Alberta v UFCW local 401: Picketing is legitimate expression

by Avant Law on November 27, 2013  

The Supreme Court of Canada recognizes the importance of public-oriented education and pressure tactics during a legal strike.

It seems like it has been a long time since we’ve seen a clear statement of law defending union rights. The Supreme Court of Canada (SCC) surprised this month with Alberta (Information and Privacy Commissioner) v United Food and Commercial Workers, Local 401 – a unanimous decision quashing Alberta’s Personal Information Protection Act (PIPA), and unequivocally reaffirming the legitimate expression purpose of picketing during a legal strike.

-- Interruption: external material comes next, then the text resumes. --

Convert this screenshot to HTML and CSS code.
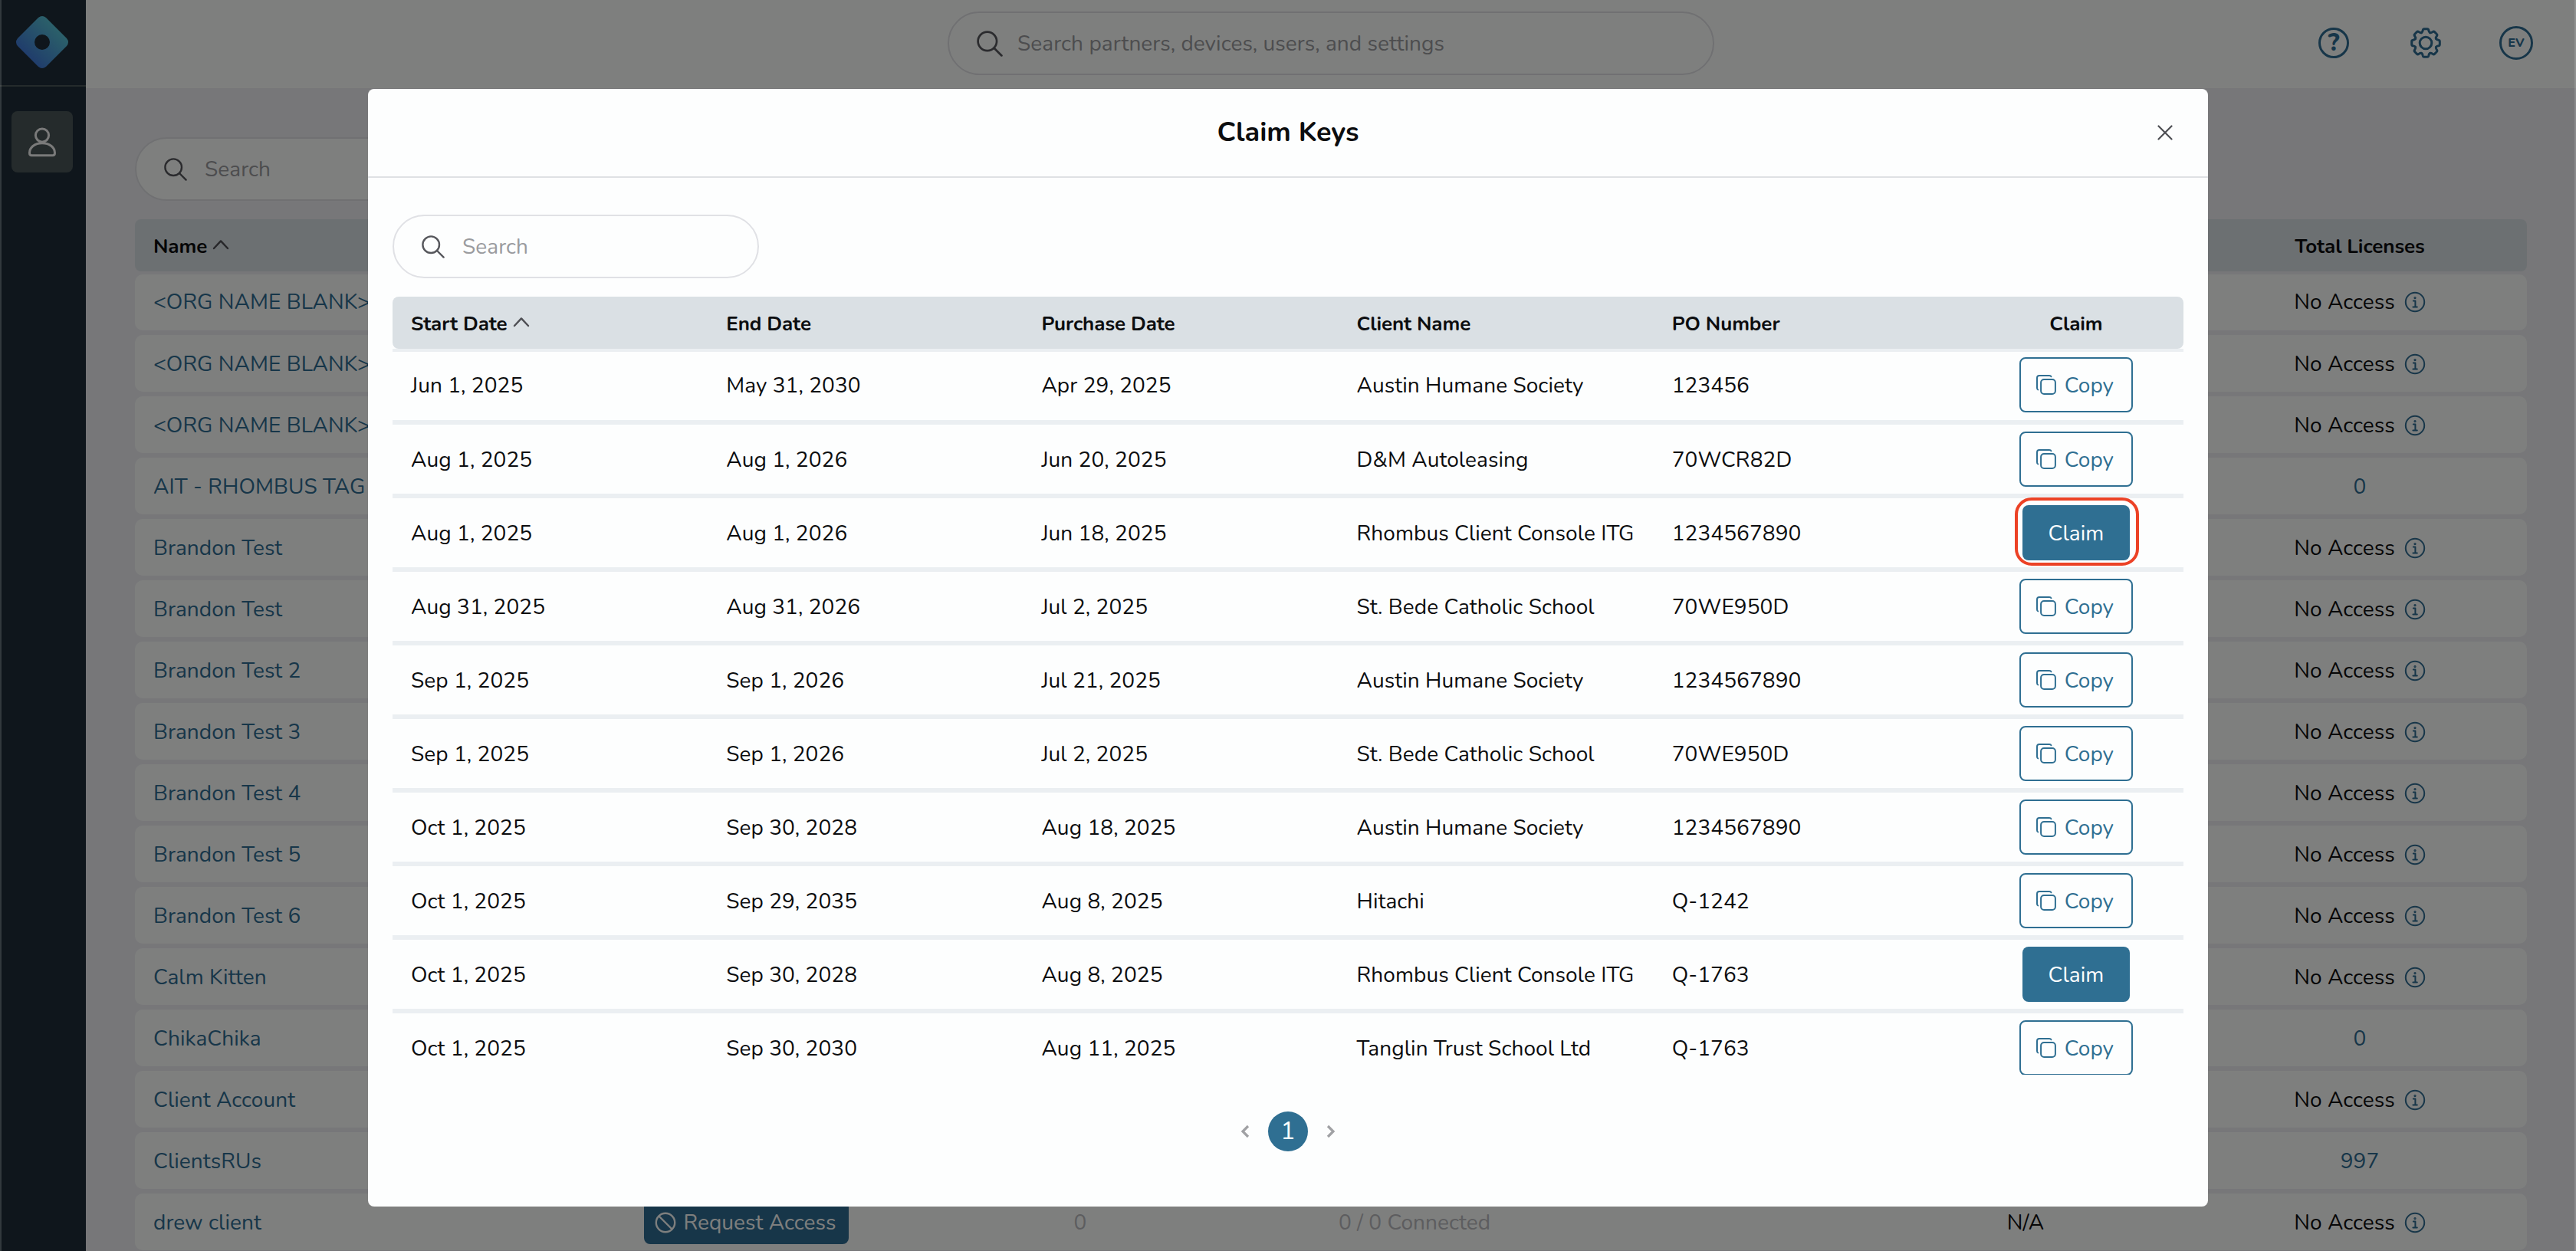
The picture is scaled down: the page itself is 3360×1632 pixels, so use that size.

The decision stems from a long and bitter strike of workers at the Palace Casino in West Edmonton Mall. The Union (UFCW) video-recorded and photographed the picketline, posting images on their website (www.casinoscabs.ca) of people crossing the line. The employer had (as is common) hired a security company to similarly record the picketline, and the UFCW posted signs indicating that if you crossed the line, you could expect that your image might appear on the website.

A number of individuals who found themselves on the scab site made a complaint to the Alberta Information and Privacy Commissioner under PIPA, which limits and governs the collection of personal information by organizations. An adjudicator concluded that the UFCW’s collection of information was for an expressive purpose – to dissuade people from crossing the picketline – but that there was no provision of PIPA authorizing the collection of information for this purpose. The Union took this decision to court, arguing that by preventing them from collecting and using this information from their own legal picketline, PIPA violated their freedom of expression rights under the Canadian Charter of Rights and Freedoms. The case wound its way to Canada’s top court.

The SCC found that for a union, recording their lawful picketline, collecting and disclosing information about those crossing is inherently expressive, and that it serves several legitimate purposes: ensuring the safety of members; deterring people from crossing; persuading the public not to do business with the employer and to support the union; making the public aware of the union’s issues; and educating the public about labour conditions generally.

Since PIPA made this legitimate expression illegal, it did indeed infringe unions’ freedom of expression rights. In Canadian law however, this is not enough to make legislation unconstitutional. The government may demonstrate that their objective in creating the law was important enough that it justifies the infringement of rights (permitted by s.1 of the Charter). The Court concluded (at para 37 of the decision) that the infringement was “disproportionate to the government’s objective of providing individuals with control over personal information that they expose by crossing a picketline.” The Alberta government had requested that, if this aspect of PIPA was found to be unconstitutional, the entire statute should be struck down, so that they could start from scratch. That is exactly what the Court did, giving the government one year to craft something constitutional.

As a movement, in recent decades, we have become accustomed to seeing our rights chipped away and our traditional means of applying pressure restricted. Prohibitions on blocking traffic in and out during a strike, limitations to secondary picketing, and the widespread use of replacement workers, all undermine the only real power a union has to leverage in a fundamentally imbalanced dispute. This decision, if nothing else, reiterates a commitment to acknowledge that imbalance, and to protect the economic sanction, public persuasion, and broader educational purposes of the picketline.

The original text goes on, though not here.